Nach zwei Stunden verließen wir das Dorf, fuhren zurück in den Nationalpark und errichteten uns im einem öffentlichen Campingplatz ein Nachtlager unter einer mächtigen Akazie. Unterhalb der schneebedeckten Kuppe des Kilimandscharos hatte sich ein Ring von wattigen Wolken gebildet, die Sonne näherte sich im Westen dem Horizont, sie warf lange Schatten über die Savanne und tauchte das Land in ein warmes, orangefarbenes Licht. Einige Zebras zogen an uns vorbei, in der Ferne beobachteten wir einen einsamen Elefantenbullen. Nach Sonnenuntergang saßen wir am Lagerfeuer und versuchten, unsere ambivalente Empfindung nach diesem Tag in vage Worte zu fassen: tiefe Herzensruhe und gleichzeitig große Bewegtheit und Betroffenheit, ein Gefühl der Verbundenheit zum wunderbaren Ganzen, und der Dankbarkeit, Teil davon zu sein ... es schien so, wie Karen Blixen - hier bemühen wir sie ein letztes Mal - ihr Afrika-Erlebnis beschrieb: "Dinge geschehen mit dir, du spürst, dass sie geschehen, aber darüber hinaus gibt es keine Beziehung zwischen dir und ihnen, du verstehst weder den Grund noch ihre Bedeutung."

 

Das alles haben wir erlebt in Kenia, ohne festen Boden verlassen zu müssen. Warum also sitze ich nun in dieser engen, dröhnenden Maschine mit blinkenden, roten Lämpchen und leide still vor mich hin? Es gibt einen guten Grund: Sabine und ich feiern unser 25-jähriges Jubiläum, das verdient eine Belohnung und die fordert eben auch ein kleines Opfer: 4 Tage Safaricamp in einem der tierreichsten Nationalparks des Landes stehen uns bevor.
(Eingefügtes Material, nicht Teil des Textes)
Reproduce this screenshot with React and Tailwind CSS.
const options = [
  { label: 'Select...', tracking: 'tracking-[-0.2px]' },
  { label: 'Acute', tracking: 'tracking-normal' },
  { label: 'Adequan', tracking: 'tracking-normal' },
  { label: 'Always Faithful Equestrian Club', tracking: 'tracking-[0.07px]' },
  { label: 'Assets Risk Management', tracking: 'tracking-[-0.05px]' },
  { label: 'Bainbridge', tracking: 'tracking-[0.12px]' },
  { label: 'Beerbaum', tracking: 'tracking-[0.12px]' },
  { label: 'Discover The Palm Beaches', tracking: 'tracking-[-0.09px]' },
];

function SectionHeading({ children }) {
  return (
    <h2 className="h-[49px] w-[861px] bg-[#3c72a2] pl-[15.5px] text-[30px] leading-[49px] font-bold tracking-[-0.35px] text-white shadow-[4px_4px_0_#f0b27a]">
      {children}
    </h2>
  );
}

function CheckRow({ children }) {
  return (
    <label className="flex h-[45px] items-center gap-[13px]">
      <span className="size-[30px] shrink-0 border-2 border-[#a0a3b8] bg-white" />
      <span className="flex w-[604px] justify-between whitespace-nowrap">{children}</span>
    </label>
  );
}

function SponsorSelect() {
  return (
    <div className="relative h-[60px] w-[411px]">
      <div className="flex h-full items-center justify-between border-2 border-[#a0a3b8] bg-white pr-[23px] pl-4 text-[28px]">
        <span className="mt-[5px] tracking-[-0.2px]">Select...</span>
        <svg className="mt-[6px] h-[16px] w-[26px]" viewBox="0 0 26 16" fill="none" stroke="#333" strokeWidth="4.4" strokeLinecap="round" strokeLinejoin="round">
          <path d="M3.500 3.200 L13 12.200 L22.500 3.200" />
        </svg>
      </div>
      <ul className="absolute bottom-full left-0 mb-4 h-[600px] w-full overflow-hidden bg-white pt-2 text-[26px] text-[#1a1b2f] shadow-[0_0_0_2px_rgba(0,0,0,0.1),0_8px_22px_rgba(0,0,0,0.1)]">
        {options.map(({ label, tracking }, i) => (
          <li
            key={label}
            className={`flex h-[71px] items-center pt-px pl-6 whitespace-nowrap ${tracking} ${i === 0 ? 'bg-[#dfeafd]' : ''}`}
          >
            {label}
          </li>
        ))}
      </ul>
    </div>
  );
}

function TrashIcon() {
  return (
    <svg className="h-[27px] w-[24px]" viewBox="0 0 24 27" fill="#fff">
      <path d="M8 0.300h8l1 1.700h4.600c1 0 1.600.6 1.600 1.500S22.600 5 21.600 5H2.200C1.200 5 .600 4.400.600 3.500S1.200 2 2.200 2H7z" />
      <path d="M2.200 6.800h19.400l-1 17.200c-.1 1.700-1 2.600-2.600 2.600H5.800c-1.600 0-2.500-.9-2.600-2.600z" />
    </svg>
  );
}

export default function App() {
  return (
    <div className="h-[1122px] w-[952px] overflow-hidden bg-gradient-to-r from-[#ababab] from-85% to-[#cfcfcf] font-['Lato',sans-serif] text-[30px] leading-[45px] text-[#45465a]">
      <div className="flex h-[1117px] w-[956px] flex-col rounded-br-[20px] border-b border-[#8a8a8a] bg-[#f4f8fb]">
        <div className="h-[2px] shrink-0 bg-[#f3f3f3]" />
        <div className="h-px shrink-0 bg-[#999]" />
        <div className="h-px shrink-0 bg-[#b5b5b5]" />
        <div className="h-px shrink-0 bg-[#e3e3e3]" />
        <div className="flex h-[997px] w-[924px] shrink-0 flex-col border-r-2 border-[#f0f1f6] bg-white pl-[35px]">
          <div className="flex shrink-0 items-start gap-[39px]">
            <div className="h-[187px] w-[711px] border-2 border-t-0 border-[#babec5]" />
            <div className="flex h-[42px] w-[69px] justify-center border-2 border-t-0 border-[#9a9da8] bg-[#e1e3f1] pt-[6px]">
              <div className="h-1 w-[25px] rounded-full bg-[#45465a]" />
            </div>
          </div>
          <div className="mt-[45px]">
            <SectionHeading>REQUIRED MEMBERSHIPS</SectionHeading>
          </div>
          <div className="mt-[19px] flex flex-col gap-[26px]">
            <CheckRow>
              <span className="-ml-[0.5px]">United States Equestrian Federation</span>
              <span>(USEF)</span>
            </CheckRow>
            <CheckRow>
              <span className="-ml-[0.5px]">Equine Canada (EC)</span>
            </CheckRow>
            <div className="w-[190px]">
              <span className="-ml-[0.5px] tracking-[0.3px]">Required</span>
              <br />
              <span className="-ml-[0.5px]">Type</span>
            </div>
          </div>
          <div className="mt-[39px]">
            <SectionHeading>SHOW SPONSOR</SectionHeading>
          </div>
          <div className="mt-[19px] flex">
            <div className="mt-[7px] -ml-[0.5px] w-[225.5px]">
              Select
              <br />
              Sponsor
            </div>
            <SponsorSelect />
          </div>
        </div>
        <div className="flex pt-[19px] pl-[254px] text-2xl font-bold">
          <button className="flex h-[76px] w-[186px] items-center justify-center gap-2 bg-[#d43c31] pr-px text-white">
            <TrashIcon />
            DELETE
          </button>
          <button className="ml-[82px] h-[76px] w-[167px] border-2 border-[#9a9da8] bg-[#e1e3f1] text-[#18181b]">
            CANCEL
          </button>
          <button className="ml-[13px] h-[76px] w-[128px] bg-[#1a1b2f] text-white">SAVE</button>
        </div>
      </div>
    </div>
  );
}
In der gebuchten Lodge gibt's den einzigen Weinkeller in der Masai Mara und der Koch ist ein Franzose. Da darf vorher ruhig ein bisschen gelitten werden. Bleibt noch zu erwähnen: nach einer Stunde Flugzeit landet die Maschine sicher auf einer einsamen Buschpiste - ohne, dass ich mich vorgemüht habe und dem Piloten bescheid sagen musste wegen des blinkenden, roten Lämpchens. Ach ja ... und: gekotzt habe ich trotzdem, falls das jemanden interessiert.